Searching for a Correlation Between Cosmic-Ray Sources Above 10^{19} eV and Large-Scale Structure

TL;DR

This study investigates the anisotropy of ultra high energy cosmic rays and finds evidence linking their sources to large-scale cosmic structures, using a novel correlation statistic applied to Auger data.

Contribution

The paper introduces a new correlation statistic that is more sensitive to anisotropy signatures in UHECRs and demonstrates its effectiveness with observational data.

Findings

Auger data are inconsistent with isotropy at ~98% CL

UHECR sources likely trace large-scale structure

Increased exposure could improve anisotropy detection significance

Abstract

We study the anisotropy signature which is expected if the sources of ultra high energy, >10^{19} eV, cosmic-rays (UHECRs) are extragalactic and trace the large scale distribution of luminous matter. Using the PSCz galaxy catalog as a tracer of the large scale structure (LSS), we derive the expected all sky angular distribution of the UHECR intensity. We define a statistic, that measures the correlation between the predicted and observed UHECR arrival direction distributions, and show that it is more sensitive to the expected anisotropy signature than the power spectrum and the two point correlation function. The distribution of the correlation statistic is not sensitive to the unknown redshift evolution of UHECR source density and to the unknown strength and structure of inter-galactic magnetic fields.
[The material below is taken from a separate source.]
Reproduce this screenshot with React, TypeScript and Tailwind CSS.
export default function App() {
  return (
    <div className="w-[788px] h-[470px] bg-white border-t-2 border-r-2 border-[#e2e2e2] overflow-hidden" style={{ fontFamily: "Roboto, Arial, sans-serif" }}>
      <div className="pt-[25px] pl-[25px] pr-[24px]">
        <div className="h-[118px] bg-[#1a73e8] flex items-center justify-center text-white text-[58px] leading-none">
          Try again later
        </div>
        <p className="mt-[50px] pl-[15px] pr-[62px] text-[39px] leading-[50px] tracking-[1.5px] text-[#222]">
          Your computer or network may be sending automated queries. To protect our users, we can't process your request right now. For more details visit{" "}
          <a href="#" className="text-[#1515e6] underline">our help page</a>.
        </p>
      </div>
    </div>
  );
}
We show, using this statistic, that recently published >5.7x10^{19} eV Auger data are inconsistent with isotropy at ~98% CL, and consistent with a source distribution that traces LSS, with some preference to a source distribution that is biased with respect to the galaxy distribution. The anisotropy signature should be detectable also at lower energy, >4x10^{19} eV. A few fold increase of the Auger exposure is likely to increase the significance to >99% CL, but not to >99.9% CL (unless the UHECR source density is comparable or larger than that of galaxies). In order to distinguish between different bias models, the systematic uncertainty in the absolute energy calibration of the experiments should be reduced to well below the current ~25%.